According to this article 14 yellow and 1 red, a new record!
El Universal - Especial Sudáfrica 2010


----------



## littleredrooster (Aug 3, 2008)

Well done Spain. Pity about the game though.
I suppose I was probably wrong in hoping for an attractive free flowing open game with lots of goals.
Both sides were fairly negative most of the time, but I think Holland must have won the card count.
Shame how World cup finals usually turn out to be an anti-climax.


----------



## Guest (Jul 12, 2010)

littleredrooster said:


> Well done Spain. Pity about the game though.
> I suppose I was probably wrong in hoping for an attractive free flowing open game with lots of goals.
> Both sides were fairly negative most of the time, but I think Holland must have won the card count.
> Shame how World cup finals usually turn out to be an anti-climax.

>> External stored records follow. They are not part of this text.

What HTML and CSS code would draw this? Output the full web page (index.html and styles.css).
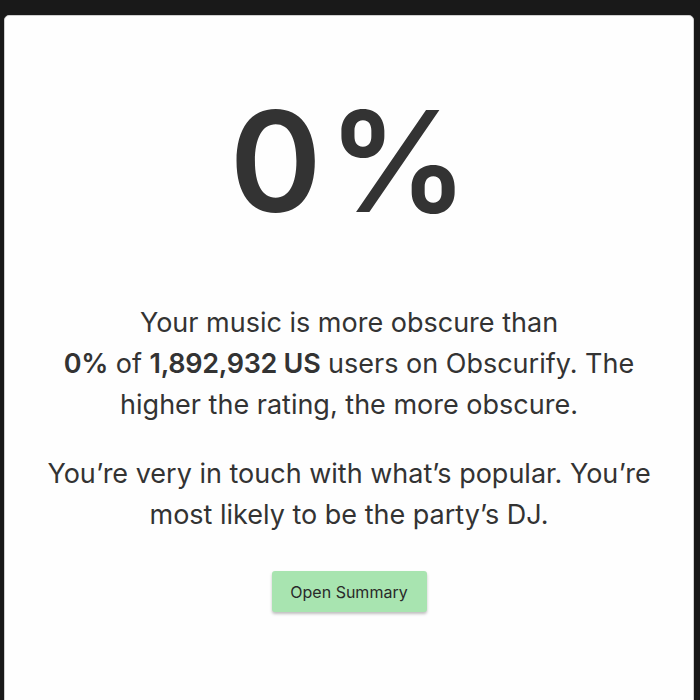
FILE: index.html
```html
<!DOCTYPE html>
<html>
<head>
<meta charset="utf-8">
<link rel="stylesheet" href="styles.css">
</head>
<body>
<main class="card">
  <div class="score">0%</div>
  <p class="text">Your music is more obscure than<br><b>0%</b> of <b>1,892,932 US</b> users on Obscurify. The higher the rating, the more obscure.</p>
  <p class="text">You’re very in touch with what’s popular. You’re most likely to be the party’s DJ.</p>
  <button class="btn">Open Summary</button>
</main>
</body>
</html>
```
FILE: styles.css
```css
html, body {
  margin: 0;
  padding: 0;
  background: #191919;
  height: 700px;
  overflow: hidden;
}
body {
  padding: 15px 6px 0 4px;
  font-family: "Inter", "DejaVu Sans", sans-serif;
  color: #333;
}
.card {
  background: #fefefe;
  border: 1px solid #cfcfcf;
  border-radius: 5px;
  min-height: 720px;
  display: flex;
  flex-direction: column;
  align-items: center;
  padding: 55px 30px 0;
  box-sizing: border-box;
}
.score {
  font-size: 140px;
  font-weight: 600;
  line-height: 180px;
  letter-spacing: 6px;
  margin-right: -6px;
  color: #333;
}
.text {
  margin: 0;
  font-size: 27px;
  line-height: 41px;
  text-align: center;
  max-width: 620px;
  font-weight: 400;
}
.text:first-of-type {
  margin-top: 51px;
}
.text + .text {
  margin-top: 28px;
}
.text b {
  font-weight: 600;
  letter-spacing: -0.3px;
}
.btn {
  margin-top: 36px;
  width: 155px;
  height: 41px;
  border: none;
  border-radius: 3px;
  background: #a8e4b0;
  color: #2a2a2a;
  font-family: inherit;
  font-size: 16px;
  box-shadow: 0 2px 3px rgba(0,0,0,0.25);
}
```
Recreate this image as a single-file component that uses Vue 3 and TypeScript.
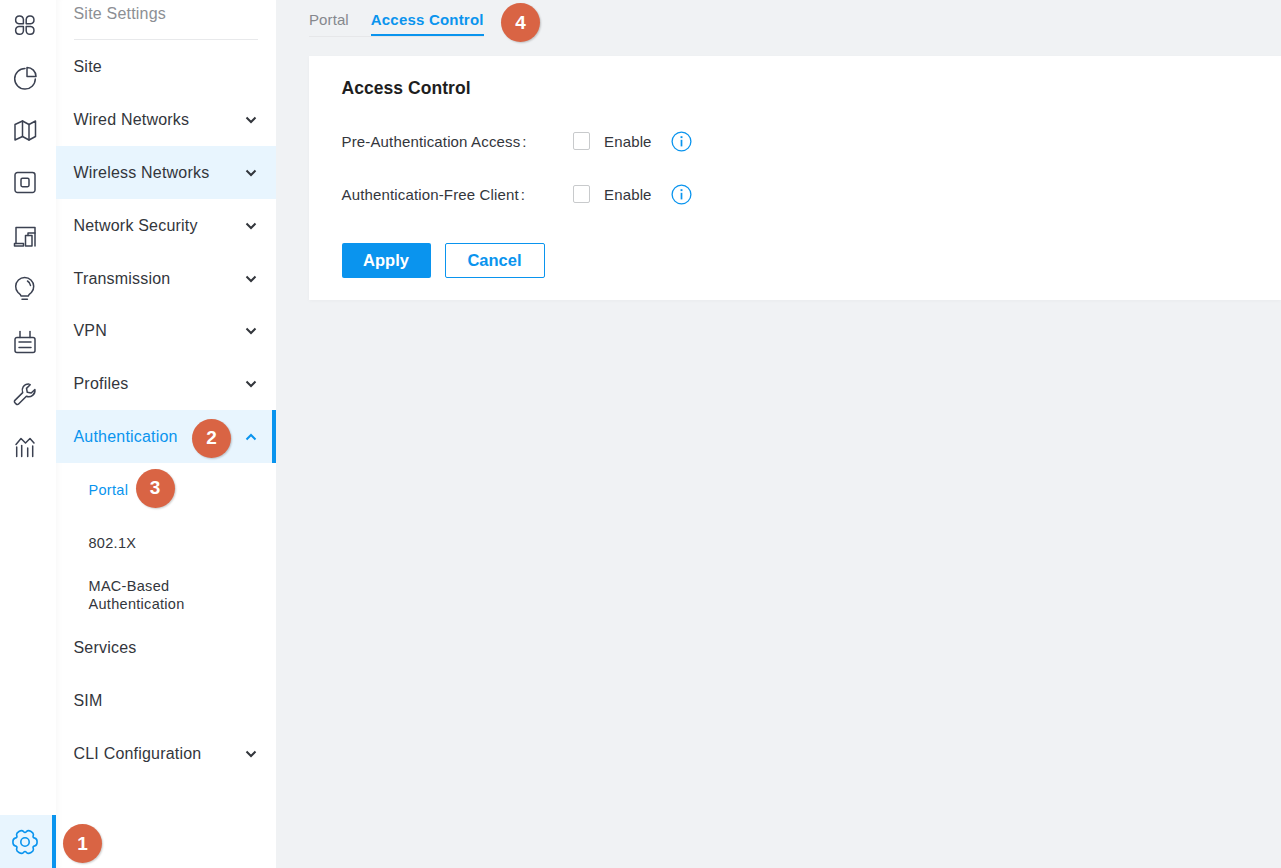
<template>
  <div class="page">
    <nav class="rail">
      <div v-for="(icon, i) in railIcons" :key="i" class="rail-item">
        <svg width="26" height="26" viewBox="0 0 26 26" fill="none" stroke="currentColor" stroke-width="1.5" stroke-linecap="round" stroke-linejoin="round">
          <path v-for="d in icon" :key="d" :d="d" />
        </svg>
      </div>
      <div class="rail-spacer"></div>
      <div class="rail-item active">
        <svg width="26" height="26" viewBox="0 0 26 26" fill="none" stroke="currentColor" stroke-width="1.6" stroke-linejoin="round">
          <path :d="gearPath" />
          <circle cx="13" cy="13" r="4.2" />
        </svg>
      </div>
      <span class="badge badge-1">1</span>
    </nav>

    <aside class="sidebar">
      <div class="side-title">Site Settings</div>
      <div v-for="item in menu" :key="item.label" class="menu-group">
        <div class="menu-row" :class="{ hover: item.label === 'Wireless Networks', open: item.open }">
          <span>{{ item.label }}</span>
          <svg v-if="item.arrow" class="chev" width="12" height="8" viewBox="0 0 12 8" fill="none" stroke="currentColor" stroke-width="2">
            <path :d="item.open ? 'M1.5 6.500 6 2l4.500 4.500' : 'M1.500 1.500 6 6l4.500-4.500'" />
          </svg>
          <span v-if="item.open" class="badge badge-2">2</span>
        </div>
        <template v-if="item.open">
          <div v-for="sub in subItems" :key="sub" class="sub-row" :class="{ current: sub === 'Portal' }">
            <span>{{ sub }}</span>
            <span v-if="sub === 'Portal'" class="badge badge-3">3</span>
          </div>
        </template>
      </div>
    </aside>

    <main class="content">
      <div class="tabs">
        <span class="tab">Portal</span>
        <span class="tab selected">Access Control</span>
        <span class="badge badge-4">4</span>
      </div>
      <section class="card">
        <h2>Access Control</h2>
        <div v-for="row in formRows" :key="row" class="form-row">
          <label>{{ row }}<i>:</i></label>
          <span class="check"></span>
          <span class="enable">Enable</span>
          <svg class="info" width="21" height="21" viewBox="0 0 21 21" fill="none" stroke="#0a94ee" stroke-width="1.3">
            <circle cx="10.500" cy="10.500" r="9.400" />
            <path d="M10.500 8.800v6.600" stroke-width="1.700" />
            <path d="M10.500 5.200v1.900" stroke-width="1.900" />
          </svg>
        </div>
        <div class="actions">
          <button class="btn primary">Apply</button>
          <button class="btn outline">Cancel</button>
        </div>
      </section>
    </main>
  </div>
</template>

<script setup lang="ts">
interface MenuItem {
  label: string
  arrow?: boolean
  open?: boolean
}

const menu: MenuItem[] = [
  { label: 'Site' },
  { label: 'Wired Networks', arrow: true },
  { label: 'Wireless Networks', arrow: true },
  { label: 'Network Security', arrow: true },
  { label: 'Transmission', arrow: true },
  { label: 'VPN', arrow: true },
  { label: 'Profiles', arrow: true },
  { label: 'Authentication', arrow: true, open: true },
  { label: 'Services' },
  { label: 'SIM' },
  { label: 'CLI Configuration', arrow: true }
]

const subItems = ['Portal', '802.1X', 'MAC-Based Authentication']
const formRows = ['Pre-Authentication Access', 'Authentication-Free Client']

const railIcons: string[][] = [
  // dashboard
  [
    'M11.400 10.800H7a3.900 3.900 0 1 1 4.400-4.400z',
    'M14.200 10.800h4.400a3.900 3.900 0 1 0-4.400-4.400z',
    'M11.400 13.600H7a3.900 3.900 0 1 0 4.400 4.400z',
    'M14.200 13.600h4.400a3.900 3.900 0 1 1-4.400 4.400z'
  ],
  // pie
  [
    'M13 2.500A10.300 10.300 0 1 0 23.300 13',
    'M15 1.500a9 9 0 0 1 9 9h-9z'
  ],
  // map
  [
    'M3 6.500 10.500 3 17 6.500 23.500 3v15.500L17 22l-6.500-3.500L3 22z',
    'M10.500 3v15.500',
    'M17 6.500V22'
  ],
  // device
  [
    'M5.500 1.500h15a2.500 2.500 0 0 1 2.500 2.500v15a2.500 2.500 0 0 1-2.500 2.500h-15A2.500 2.500 0 0 1 3 19V4a2.500 2.500 0 0 1 2.500-2.500z',
    'M10.400 7.300h5.200a1.400 1.400 0 0 1 1.400 1.400v5.600a1.400 1.400 0 0 1-1.400 1.400h-5.200A1.400 1.400 0 0 1 9 14.300V8.700a1.400 1.400 0 0 1 1.400-1.400z'
  ],
  // devices
  [
    'M4 19.500v-16h19V22',
    'M2.500 19.500h9V22h-9z',
    'M13.500 11.500H20V22h-6.500z',
    'M16 11.500V9h7'
  ],
  // bulb
  [
    'M9 20c0-1.500-1.200-2.200-3-3.500a9 9 0 1 1 13.400 0c-1.800 1.300-3 2-3 3.500z',
    'M10 23.200h5.400',
    'M15.500 5a6 6 0 0 1 3 4.500'
  ],
  // adapter
  [
    'M5 8.500h16a2 2 0 0 1 2 2v11a2 2 0 0 1-2 2H5a2 2 0 0 1-2-2v-11a2 2 0 0 1 2-2z',
    'M8 8.500v-6',
    'M18 8.500v-6',
    'M7 13h12',
    'M7 18.500h12'
  ],
  // wrench
  [
    'M16.500 2.900a6.300 6.300 0 0 0-5.800 8.700L2.900 19.400a1.600 1.600 0 0 0 0 2.300l1.400 1.400a1.600 1.600 0 0 0 2.300 0l7.800-7.800a6.300 6.300 0 0 0 8.500-6.800l-3.700 3.500-3.900-.7-.8-3.900 3.700-3.700a6.300 6.300 0 0 0-1.700-.8z'
  ],
  // stats
  [
    'M4 10.500 9 4.500 13.500 9 18 4.500 22 9',
    'M4.700 13v9.500',
    'M9.700 11.500v11',
    'M15.700 14v8.500',
    'M20.700 12v10.500'
  ]
]

// six-lobed gear: two outer points per lobe and one notch, smoothed through midpoints
function buildGear(outer: number, notch: number): string {
  const pts: [number, number][] = []
  for (let i = 0; i < 6; i++) {
    const base = i * 60
    for (const [deg, r] of [[base - 16, outer], [base + 16, outer], [base + 30, notch]]) {
      const a = (deg * Math.PI) / 180
      pts.push([13 + r * Math.cos(a), 13 + r * Math.sin(a)])
    }
  }
  const mid = (a: [number, number], b: [number, number]) => `${((a[0] + b[0]) / 2).toFixed(2)} ${((a[1] + b[1]) / 2).toFixed(2)}`
  let d = `M${mid(pts[pts.length - 1], pts[0])}`
  pts.forEach((p, i) => {
    d += `Q${p[0].toFixed(2)} ${p[1].toFixed(2)} ${mid(p, pts[(i + 1) % pts.length])}`
  })
  return d + 'Z'
}

const gearPath = buildGear(12.6, 8.6)
</script>

<style scoped>
.page {
  display: flex;
  height: 868px;
  overflow: hidden;
  background: #f0f2f4;
  font-family: "Liberation Sans", Arial, sans-serif;
  color: #33363c;
}

.rail {
  position: relative;
  width: 56px;
  flex: none;
  display: flex;
  flex-direction: column;
  background: #fff;
}

.rail-item {
  height: 52.6px;
  flex: none;
  width: 52px;
  display: flex;
  align-items: center;
  justify-content: center;
  padding-right: 2px;
  box-sizing: border-box;
  color: #3b4151;
}

.rail-spacer {
  flex: 1;
}

.rail-item.active {
  width: 56px;
  height: 53px;
  padding-right: 2px;
  color: #0a94ee;
  background: #e8f5fe;
  border-right: 4px solid #0a94ee;
}

.sidebar {
  width: 220px;
  flex: none;
  background: #fff;
  box-shadow: inset 6px 0 6px -4px rgba(0, 0, 0, 0.03);
}

.side-title {
  margin: 0 18px 0 17.5px;
  height: 40px;
  box-sizing: border-box;
  padding-top: 5px;
  font-size: 16px;
  letter-spacing: 0.2px;
  line-height: 18px;
  color: #8c8f94;
  border-bottom: 1px solid #e8e9eb;
}

.menu-row {
  position: relative;
  height: 52.85px;
  display: flex;
  align-items: center;
  justify-content: space-between;
  padding: 1.5px 19px 0 17.5px;
  font-size: 16px;
  letter-spacing: 0.2px;
  box-sizing: border-box;
}

.menu-row.hover {
  background: #e8f5fe;
}

.menu-row.open {
  background: #e8f5fe;
  color: #0a94ee;
  border-right: 4px solid #0a94ee;
  padding-right: 15px;
}

.chev {
  flex: none;
}

.sub-row {
  position: relative;
  min-height: 52.85px;
  display: flex;
  align-items: center;
  padding: 1px 60px 0 32.5px;
  font-size: 14.5px;
  letter-spacing: 0.3px;
  line-height: 18px;
  box-sizing: border-box;
}

.sub-row.current {
  color: #0a94ee;
}

.content {
  flex: 1;
  min-width: 0;
  padding-left: 33px;
}

.tabs {
  position: relative;
  display: flex;
  gap: 22px;
  height: 37px;
  width: 175px;
  margin-bottom: 19px;
  border-bottom: 1px solid #e6e7e9;
  box-sizing: border-box;
}

.tab {
  height: 36px;
  box-sizing: border-box;
  padding-top: 11px;
  font-size: 15px;
  letter-spacing: 0.1px;
  line-height: 18px;
  color: #85888d;
}

.tab.selected {
  color: #0a94ee;
  font-weight: 700;
  letter-spacing: 0.2px;
  border-bottom: 2px solid #0a94ee;
}

.card {
  height: 244px;
  background: #fff;
  padding: 20px 0 0 32.5px;
  box-sizing: border-box;
  box-shadow: 0 1px 4px rgba(0, 0, 0, 0.03);
}

.card h2 {
  margin: 0 0 14.5px;
  font-size: 17.5px;
  letter-spacing: 0.05px;
  line-height: 24px;
  font-weight: 700;
  color: #1e1e1e;
}

.form-row {
  display: flex;
  align-items: center;
  height: 53px;
  font-size: 15px;
  letter-spacing: 0.15px;
}

.form-row label {
  width: 231.5px;
  flex: none;
}

.form-row label i {
  font-style: normal;
  margin-left: 2px;
}

.check {
  width: 15px;
  height: 16px;
  flex: none;
  border: 1px solid #c8cacc;
  border-radius: 2px;
  margin-right: 14px;
}

.enable {
  width: 67px;
  flex: none;
}

.info {
  flex: none;
}

.actions {
  display: flex;
  gap: 14px;
  margin-top: 22.5px;
}

.btn {
  height: 35px;
  border-radius: 2px;
  font-family: inherit;
  font-size: 16.5px;
  font-weight: 700;
  padding: 0;
  box-sizing: border-box;
}

.btn.primary {
  width: 89px;
  color: #fff;
  background: #0a94ee;
  border: none;
}

.btn.outline {
  width: 100px;
  color: #0a94ee;
  background: #fff;
  border: 1px solid #0a94ee;
}

.badge {
  position: absolute;
  width: 39px;
  height: 39px;
  border-radius: 50%;
  background: #d96444;
  color: #fff;
  font-size: 19px;
  letter-spacing: 0;
  font-weight: 700;
  display: flex;
  align-items: center;
  justify-content: center;
  box-shadow: 1px 1px 2px rgba(0, 0, 0, 0.2);
  z-index: 2;
}

.badge-1 {
  left: 63px;
  bottom: 5px;
}

.badge-2 {
  left: 136px;
  top: 9px;
}

.badge-3 {
  left: 79.5px;
  top: 6px;
}

.badge-4 {
  left: 192px;
  top: 3px;
}
</style>

<style>
html, body {
  margin: 0;
  overflow: hidden;
}
</style>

Not even lots of goals, just less nasty play and cry-babying! 

Oh well. To those of you over there, enjoy tonight! I'm loving the photos I'm seeing  I'm jealous - the win coincides with fiestas in my (Spanish) town. Longing to be there! All I hear on my back porch are the birds...


----------



## Iron Horse (Apr 10, 2008)

Felicidades Espana! I'm jealous of the win for the country and for the people and the party they must be having for the remainder of the summer.:clap2:


----------



## Guest (Jul 12, 2010)

Very interesting comments out of one of the Dutch fans: BBC News - Spanish fans celebrate as the Dutch commiserate

Just one more... Here's a great Galician priest: http://news.bbc.co.uk/2/hi/world/europe/10590641.stm


----------



## dunmovin (Dec 19, 2008)

THEY blame the ref????????


WORLD CUP 2010: Holland 0 Spain 1 - Dirty Dutch whine over Webb 'bias' | Mail Online dare they after the worst display of unsportmanship. Holland didn't play football they played man ball(forget the ball... cripple the man ONLY one red card...they should have been down to nine players in the 1st half.


----------



## VFR (Dec 23, 2009)

dunmovin said:


> THEY blame the ref????????
> 
> 
> WORLD CUP 2010: Holland 0 Spain 1 - Dirty Dutch whine over Webb 'bias' | Mail Online dare they after the worst display of unsportmanship. Holland didn't play football they played man ball(forget the ball... cripple the man ONLY one red card...they should have been down to nine players in the 1st half.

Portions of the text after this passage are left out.